Eventually good news arrived, we had tickets for the 9.30 train out, the bad news was that the strike was now due to start at midnight and we could be blocked from entering Cusco. There was no real alternative, so next stop was dinner complete with music and wine, before grabbing our bags for the walk to the train station.

The scene at the station was like something out of a war movie, everybody was trying to get out. The two jobs worths at the gate were checking everybody’s tickets and passports, (with armed security carefully watching on). The whole thing seemed to take ages, once on the platform your tickets were checked yet again, they were then checked a 3rd time before you even got on the train.

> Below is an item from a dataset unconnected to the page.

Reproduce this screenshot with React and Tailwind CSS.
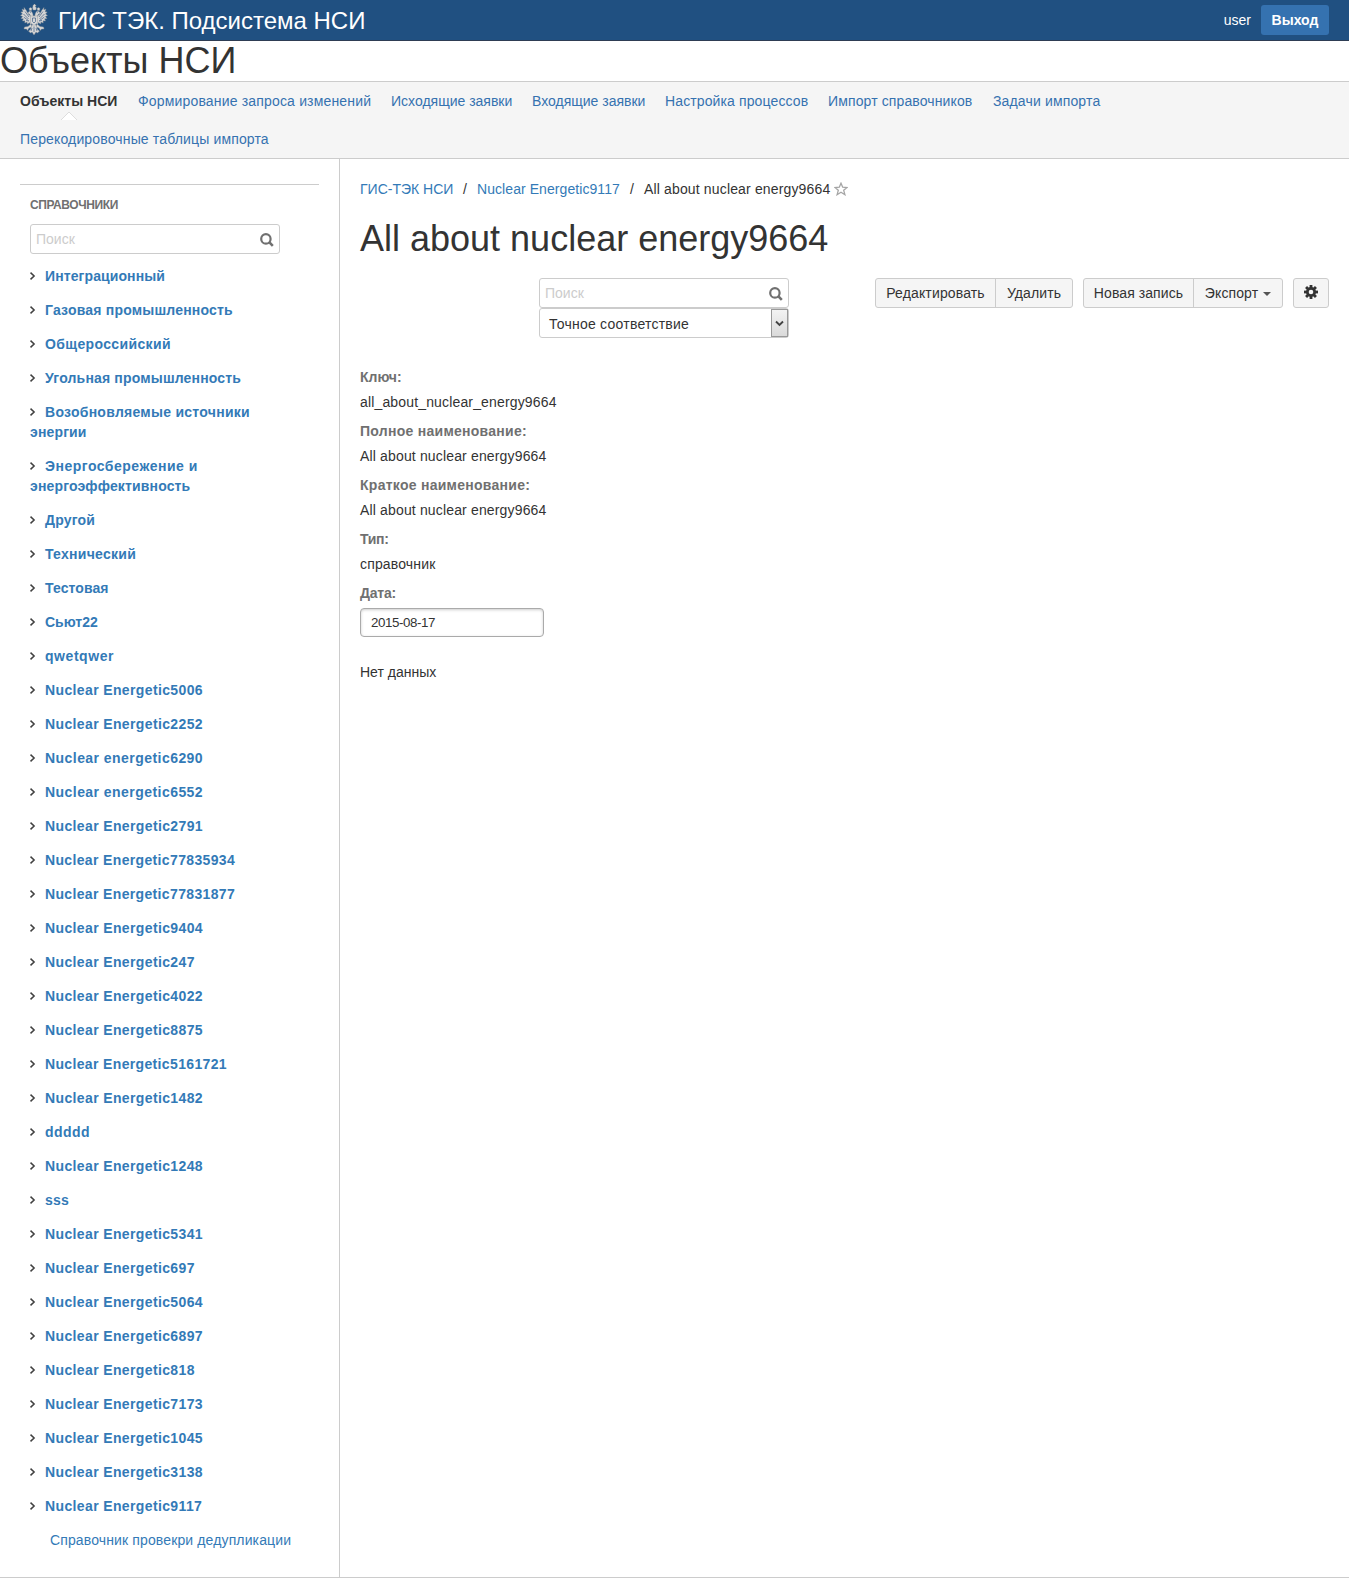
import React from "react";

const NAV = [
  ["Формирование запроса изменений", "w-[233px] tracking-[0.17px]"],
  ["Исходящие заявки", "w-[121px]"],
  ["Входящие заявки", "w-[113px]"],
  ["Настройка процессов", "w-[143px] tracking-[0.12px]"],
  ["Импорт справочников", "w-[145px] tracking-[0.12px]"],
  ["Задачи импорта", "w-[109px] tracking-[0.15px]"],
];

const TREE = [
  ["tracking-[0.1px]", "Интеграционный"],
  ["tracking-[0.2px]", "Газовая промышленность"],
  ["tracking-[0.36px]", "Общероссийский"],
  ["tracking-[0.17px]", "Угольная промышленность"],
  ["tracking-[0.27px]", "Возобновляемые источники", "энергии"],
  ["tracking-[0.5px]", "Энергосбережение и", "энергоэффективность"],
  ["tracking-[0.2px]", "Другой"],
  ["tracking-[0.27px]", "Технический"],
  ["tracking-[0.1px]", "Тестовая"],
  ["tracking-normal", "Сьют22"],
  ["tracking-[0.55px]", "qwetqwer"],
  ["tracking-[0.37px]", "Nuclear Energetic5006"],
  ["tracking-[0.37px]", "Nuclear Energetic2252"],
  ["tracking-[0.45px]", "Nuclear energetic6290"],
  ["tracking-[0.45px]", "Nuclear energetic6552"],
  ["tracking-[0.37px]", "Nuclear Energetic2791"],
  ["tracking-[0.35px]", "Nuclear Energetic77835934"],
  ["tracking-[0.35px]", "Nuclear Energetic77831877"],
  ["tracking-[0.37px]", "Nuclear Energetic9404"],
  ["tracking-[0.37px]", "Nuclear Energetic247"],
  ["tracking-[0.37px]", "Nuclear Energetic4022"],
  ["tracking-[0.37px]", "Nuclear Energetic8875"],
  ["tracking-[0.35px]", "Nuclear Energetic5161721"],
  ["tracking-[0.37px]", "Nuclear Energetic1482"],
  ["tracking-[0.45px]", "ddddd"],
  ["tracking-[0.37px]", "Nuclear Energetic1248"],
  ["tracking-[0.2px]", "sss"],
  ["tracking-[0.37px]", "Nuclear Energetic5341"],
  ["tracking-[0.37px]", "Nuclear Energetic697"],
  ["tracking-[0.37px]", "Nuclear Energetic5064"],
  ["tracking-[0.37px]", "Nuclear Energetic6897"],
  ["tracking-[0.37px]", "Nuclear Energetic818"],
  ["tracking-[0.37px]", "Nuclear Energetic7173"],
  ["tracking-[0.37px]", "Nuclear Energetic1045"],
  ["tracking-[0.37px]", "Nuclear Energetic3138"],
  ["tracking-[0.37px]", "Nuclear Energetic9117"],
];

const FIELDS = [
  ["Ключ:", "all_about_nuclear_energy9664", "tracking-normal"],
  ["Полное наименование:", "All about nuclear energy9664", "tracking-[0.27px]"],
  ["Краткое наименование:", "All about nuclear energy9664", "tracking-[0.27px]"],
  ["Тип:", "справочник", "tracking-[-0.3px]"],
];

function Emblem() {
  return (
    <svg width="28" height="32" viewBox="0 0 28 32" className="block shrink-0">
      <g fill="#d6d6d6" stroke="#8b8f96" strokeWidth="0.4">
        <path d="M13 1h1V0h1v1h1v1h-1l1.4 2-.6 2h-2.600l-.6-2L13 2z" />
        <path d="M9 4.500l1.500-1 1.500 1-.5 2h-2zM17 4.500l1.500-1 1.500 1-.5 2h-2z" />
        <path d="M12.500 17L11 13 9.500 10 7.500 9.500 9 7.500l2-.5 1.500 2 .8 3h1.400l.8-3 1.500-2 2 .5 1.500 2-2 .5L17 13l-1.500 4z" />
        <path d="M12 13L8.500 10.500 6 6 4 3.500 4.200 6 2 5l1 2.800L.8 8l1.700 2L.5 11.500l2.200 1L1 14.500l2.500.3L2.500 17l2.500-.2L4.800 19l2.200-1 .5 2 2-1.500 1 2L12 18zM16 13l3.500-2.500L22 6l2-2.500L23.800 6 26 5l-1 2.800 2.200.2-1.700 2 2 1.500-2.200 1L27 14.500l-2.500.3 1 2.200-2.500-.2.200 2.200-2.200-1-.5 2-2-1.500-1 2L16 18z" />
        <path d="M10.500 12h7v7L14 22l-3.500-3z" />
        <path d="M11 20l-3 2.500-3.500.5-.5 2 2.500 0 1 1.500 1.500-2.500 3-1zM17 20l3 2.500 3.500.5.500 2-2.500 0-1 1.500-1.500-2.500-3-1z" />
        <path d="M12 21h4l1.500 4.500 2 1.500-2 2-1.500-1-2 3-2-3-1.500 1-2-2 2-1.500z" />
      </g>
      <g stroke="#405f86" strokeWidth="0.7" fill="none">
        <path d="M5 7.500L9 13M3.500 10L8.500 15M3.800 13.200L8.500 16.500M6 16.500l3 .5M23 7.500L19 13M24.500 10l-5 5M24.200 13.200l-4.700 3.300M22 16.500l-3 .5M14 22.500V28M12 24l-1 3M16 24l1 3" />
        <path d="M12.500 14h3v3.500L14 19l-1.500-1.500zM10 8.200h1M17 8.200h1" />
      </g>
    </svg>
  );
}

function SearchIcon() {
  return (
    <svg width="14" height="14" viewBox="0 0 14 14" className="mt-px block" fill="none" stroke="#707070">
      <circle cx="5.900" cy="5.900" r="4.700" strokeWidth="2.200" />
      <path d="M9.200 9.200L12.800 12.800" strokeWidth="2.600" />
    </svg>
  );
}

function Search() {
  return (
    <div className="flex h-[30px] w-[250px] items-center justify-between rounded-[3px] border border-[#cccccc] bg-white pl-[5px] pr-[5px] text-[#cccccc]">
      <span className="text-[14px] leading-5">Поиск</span>
      <SearchIcon />
    </div>
  );
}

function Chevron() {
  return (
    <svg width="6" height="8" viewBox="0 0 6 8" className="mr-[9px] inline-block align-[1px]" fill="none" stroke="#404040" strokeWidth="1.500">
      <path d="M0.500 0.600L4.100 4L0.500 7.400" />
    </svg>
  );
}

function GearIcon() {
  return (
    <svg width="14" height="14" viewBox="0 0 14 14" className="block">
      <g fill="#333333">
        <rect x="5.600" y="0" width="2.800" height="14" />
        <rect x="5.600" y="0" width="2.800" height="14" transform="rotate(45 7 7)" />
        <rect x="5.600" y="0" width="2.800" height="14" transform="rotate(90 7 7)" />
        <rect x="5.600" y="0" width="2.800" height="14" transform="rotate(135 7 7)" />
        <circle cx="7" cy="7" r="5" />
      </g>
      <circle cx="7" cy="7" r="2.300" fill="#f5f5f5" />
    </svg>
  );
}

export default function App() {
  return (
    <div className="flex h-[1578px] w-[1349px] flex-col overflow-hidden bg-white font-['Liberation_Sans',Arial,sans-serif] text-[14px] leading-5 text-[#333333]">
      <header className="flex h-[41px] shrink-0 items-center justify-between border-b border-[#2e3d54] bg-[#205081] pl-[20px] pr-[20px] text-white">
        <div className="flex items-center">
          <Emblem />
          <span className="ml-[10px] whitespace-nowrap pt-[2px] text-[24px] leading-[38px]">ГИС ТЭК. Подсистема НСИ</span>
        </div>
        <div className="flex items-center gap-[10px]">
          <span>user</span>
          <button className="h-[30px] w-[68px] rounded-[3px] bg-[#3572b0] text-[14px] font-bold">Выход</button>
        </div>
      </header>

      <h1 className="h-[40px] shrink-0 whitespace-nowrap text-[36px] leading-[40px]">Объекты НСИ</h1>

      <nav className="flex h-[78px] shrink-0 flex-wrap content-start gap-x-[20px] border-y border-[#cccccc] bg-[#f5f5f5] px-[20px] text-[#3572b0]">
        <div className="relative h-[38px] w-[98px] whitespace-nowrap py-[9px] font-bold text-[#333333]">
          Объекты НСИ
          <svg width="16" height="8" viewBox="0 0 16 8" className="absolute left-[41px] top-[30px]">
            <path d="M0 8L8 0L16 8" fill="#ffffff" stroke="#dddddd" />
          </svg>
        </div>
        {NAV.map(([t, w]) => (
          <a key={t} className={`h-[38px] whitespace-nowrap py-[9px] ${w}`}>{t}</a>
        ))}
        <div className="h-0 w-full" />
        <a className="h-[38px] whitespace-nowrap py-[9px] tracking-[0.15px]">Перекодировочные таблицы импорта</a>
      </nav>

      <div className="flex min-h-0 flex-1 border-b border-[#cccccc]">
        <aside className="w-[340px] shrink-0 border-r border-[#cccccc] px-[20px] pt-[25px]">
          <div className="border-t border-[#cccccc] px-[10px] pt-[10px]">
            <h2 className="text-[12px] font-bold leading-5 tracking-[-0.4px] text-[#707070]">СПРАВОЧНИКИ</h2>
            <div className="mt-[9px]">
              <Search />
            </div>
            <ul className="mt-[5px]">
              {TREE.map(([tracking, first, second]) => (
                <li key={first} className="whitespace-nowrap py-[7px] font-bold text-[#337ab7]">
                  <Chevron />
                  <span className={tracking}>{first}</span>
                  {second && <div className="tracking-[0.15px]">{second}</div>}
                </li>
              ))}
              <li className="whitespace-nowrap py-[7px] pl-[20px] tracking-[0.13px] text-[#337ab7]">Справочник провекри дедупликации</li>
            </ul>
          </div>
        </aside>

        <main className="flex-1 pl-[20px] pr-[20px] pt-[20px]">
          <div className="flex items-center whitespace-nowrap">
            <a className="w-[93px] text-[#337ab7]">ГИС-ТЭК НСИ</a>
            <span className="w-[24px] text-center">/</span>
            <a className="w-[143px] tracking-[0.07px] text-[#337ab7]">Nuclear Energetic9117</a>
            <span className="w-[24px] text-center">/</span>
            <span className="w-[186px] tracking-[0.15px]">All about nuclear energy9664</span>
            <svg width="14" height="14" viewBox="0 0 14 14" className="ml-[4px]" fill="none" stroke="#a5a5a5" strokeWidth="1.300">
              <path d="M7 1.200l1.700 4 4.400.3-3.400 2.800 1.200 4.400L7 10.300l-3.900 2.400 1.200-4.400L.9 5.500l4.400-.3z" />
            </svg>
          </div>
          <h2 className="mt-[20px] h-[40px] whitespace-nowrap text-[36px] leading-[40px]">All about nuclear energy9664</h2>

          <div className="mt-[19px] flex justify-between">
            <div className="ml-[179px]">
              <Search />
              <div className="flex h-[30px] w-[250px] items-stretch justify-between rounded-[3px] border border-[#cccccc] pl-[9px]">
                <span className="pt-[5px] tracking-[0.24px]">Точное соответствие</span>
                <span className="flex w-[17px] items-center justify-center border border-[#999999] bg-linear-to-b from-[#f3f3f3] to-[#dadada]">
                  <svg width="9" height="7" viewBox="0 0 9 7" fill="none" stroke="#444444" strokeWidth="1.900">
                    <path d="M1 1.500L4.500 5L8 1.500" />
                  </svg>
                </span>
              </div>
            </div>
            <div className="flex h-[30px] gap-[10px]">
              <div className="flex divide-x divide-[#cccccc] rounded-[3px] border border-[#cccccc] bg-[#f5f5f5] leading-7">
                <button className="w-[120px] tracking-[0.15px]">Редактировать</button>
                <button className="w-[76px] tracking-[0.1px]">Удалить</button>
              </div>
              <div className="flex divide-x divide-[#cccccc] rounded-[3px] border border-[#cccccc] bg-[#f5f5f5] leading-7">
                <button className="w-[110px] tracking-[0.08px]">Новая запись</button>
                <button className="flex w-[88px] items-center justify-center gap-[5px] tracking-[0.1px]">
                  Экспорт
                  <svg width="8" height="4" viewBox="0 0 8 4" className="mt-px"><path d="M0 0H8L4 4z" fill="#555555" /></svg>
                </button>
              </div>
              <button className="flex w-[36px] justify-center rounded-[3px] border border-[#cccccc] bg-[#f5f5f5] pt-[6px]">
                <GearIcon />
              </button>
            </div>
          </div>

          <div className="mt-[29px]">
            {FIELDS.map(([k, v, tracking]) => (
              <div key={k} className="h-[54px]">
                <div className={`h-[25px] font-bold text-[#707070] ${tracking}`}>{k}</div>
                <div className="tracking-[0.155px]">{v}</div>
              </div>
            ))}
            <div className="font-bold tracking-[-0.2px] text-[#707070]">Дата:</div>
            <div className="mt-[5px] flex h-[29px] w-[184px] items-center rounded-[4px] border border-[#aaaaaa] pl-[10px] pt-px text-[13.333px] tracking-[-0.42px] shadow-[inset_0_1px_3px_#cccccc]">
              2015-08-17
            </div>
            <p className="mt-[25px]">Нет данных</p>
          </div>
        </main>
      </div>
    </div>
  );
}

We made it and the train left at about 10.00, we were knackered, so a spot of rest was in order. The train had 3 extra carriages, it was slow progress up the single track line. We stopped at least twice to allow trains to pass going the other way, so we weren’t the last train out. 


Eventually we arrived at Ollantaytambo, it was chaos. It seemed everybody was getting off here, forming a human chain we threw all our bags off the train, it was then grab your bag and rucksack and off up the narrow cobbled street to our bus. It was mayhem, street was full of cars and buses fighting to get as near to the station as possible. Our driver luckily had parked at the top of the street, so apart from dodging the traffic, all we had to do was walk. The rest of the journey was quite uneventful.

We finally made it back to Cusco for about 02.00 we’d been up for nearly 22 hours.